With the super-abundance of Winter Gallery Night exhibitions Friday, unless you’ve got the power to stop time and free up parking spots, you’ll have to prioritize.
TCD’s newest art writers, Jessica Sattell and Mary Overman, offer their top three suggestions:
Mary Overman’s Gallery Night Picks
Portrait Society Gallery. Friday, 5-9 p.m., Saturday noon-5pm, 207 E. Buffalo Street, 5th Floor.
Walsh’s paintings are methodically structured and subtly light-based. His images are active despite the fact that he paints stagnant objects: the shadows, colors and lively brushstrokes create an almost arbitrary movement in the image.
Giese’s gentle and undemanding character reflects in his sculptures and installations, which emerge from his interest in Buddhist philosophy, nature and traditional wood-joining techniques. Giese has been known to create outdoor installations, but when he exhibits pieces of nature in the gallery, his work is wistful, poignant and accessible.
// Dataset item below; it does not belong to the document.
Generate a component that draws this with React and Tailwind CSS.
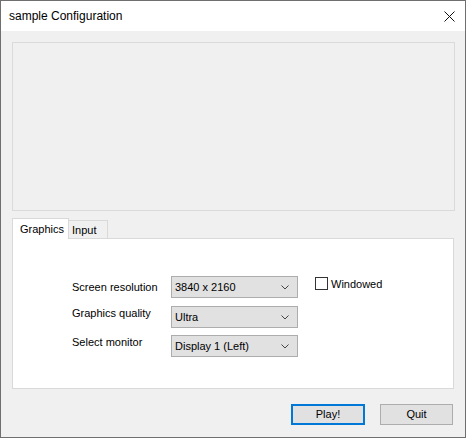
import React, { useState } from 'react'

const font = { fontFamily: '"Liberation Sans", Arial, sans-serif' };

function Chevron() {
  return (
    <svg width="8" height="5" viewBox="0 0 8 5" className="shrink-0">
      <polyline points="0.5,0.5 4,4 7.5,0.5" fill="none" stroke="#444" strokeWidth="1" />
    </svg>
  );
}

function Select({ value }) {
  return (
    <div className='w-[127px] h-[22px] shrink-0 bg-[#e1e1e1] border border-[#adadad] flex items-center justify-between pl-[3px] pr-[8px] text-[11px] text-black'>
      <span>{value}</span>
      <Chevron />
    </div>
  );
}

export default function App() {
  const [tab, setTab] = useState('graphics');

  return (
    <div style={font} className='w-[466px] h-[438px] flex flex-col bg-[#f0f0f0] border border-[#6f6f6f] overflow-hidden'>
      {/* Title bar */}
      <div className='h-[30px] bg-white flex items-center justify-between pl-[8px] pr-[10px] shrink-0'>
        <span className='text-[12px] text-black'>sample Configuration</span>
        <svg width="11" height="11" viewBox="0 0 11 11">
          <path d="M0.5 0.5 L10.5 10.5 M10.5 0.5 L0.5 10.5" stroke="#111" strokeWidth="1" />
        </svg>
      </div>

      <div className='flex flex-col px-[11px]'>
        {/* Banner */}
        <div className='mt-[11px] h-[169px] w-[443px] border border-[#dadada] bg-[#f0f0f0]' />

        {/* Tabs */}
        <div className='mt-[7px] flex items-end text-[11px] text-black'>
          <button
            onClick={() => setTab('graphics')}
            className='relative z-10 -mb-px h-[21px] w-[57px] bg-white border border-b-0 border-[#d9d9d9] text-left pl-[7px] leading-[19px]'>
            Graphics
          </button>
          <button
            onClick={() => setTab('input')}
            className='h-[18px] w-[39px] bg-[#f0f0f0] border border-l-0 border-b-0 border-[#d9d9d9] text-left pl-[3px] leading-[18px]'>
            Input
          </button>
        </div>

        {/* Tab panel */}
        <div className='h-[151px] w-[442px] bg-white border border-[#d9d9d9] pt-[37px] pl-[59px] text-[11px] text-black leading-[13px]'>
          <div className='flex'>
            <div className='w-[99px] mt-[5px]'>Screen resolution</div>
            <Select value="3840 x 2160" />
            <div className='ml-[17px] mt-[1px] flex items-start'>
              <div className='w-[13px] h-[13px] border border-[#333] bg-white' />
              <span className='ml-[3px] mt-[1px]'>Windowed</span>
            </div>
          </div>
          <div className='flex mt-[8px]'>
            <div className='w-[99px] mt-[1px]'>Graphics quality</div>
            <Select value="Ultra" />
          </div>
          <div className='flex mt-[7px]'>
            <div className='w-[99px] mt-[1px]'>Select monitor</div>
            <Select value="Display 1 (Left)" />
          </div>
        </div>
      </div>

      {/* Buttons */}
      <div className='mt-[15px] flex justify-end pr-[12px] gap-[15px] text-[11px] text-black'>
        <button className='w-[74px] h-[21px] bg-[#e1e1e1] border-2 border-[#0078d7]'>Play!</button>
        <button className='w-[73px] h-[21px] bg-[#e1e1e1] border border-[#adadad]'>Quit</button>
      </div>
    </div>
  )
}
The Winter Chapel is an annual exhibition in which an artist or collaborative artist team are invited to “explore how a space can be fashioned to enhance quietude and spiritual reflection via the secular language of the artist rather than the established vocabularies of formal religions.”
These exhibitions will be displayed at the Portrait Society from January 18 – March 3, 2013.
2. Makers In Print
Inova/Kenilworth, Friday 5-9 p.m., Saturday 12-5 p.m., 2155 N. Prospect Ave.
Featuring the work of internationally acclaimed artists from Mexico, South Africa, South Korea. The eclectic and playful William Kentridge will be included in this exhibition, and if you need an introduction to the medium and to his work, take a look at the wonderfully produced William Kentridge: Anything Is Possible on Art:21’s website.
Makers in Print will be at Inova — UW-Milwaukee’s Institute of Visual Arts — Jan. 18 – March 24.
3. Dark Blue, The Water as Protagonist
Friday 10 a.m.-9 p.m., Saturday 10 a.m.-4:30 p.m. Haggerty Museum of Art, Marquette University Campus, 13th & Clybourn
Water rejects all cultural barriers: it’s a universal. It is pervasive as a necessity and literally and metaphorically reflects the very diverse and distinct lives we live. The photographs in this exhibition articulate all of this visually.
Dark Blue, The Water as Protagonist will be showing at the Haggerty from January 16 – May 19, 2013.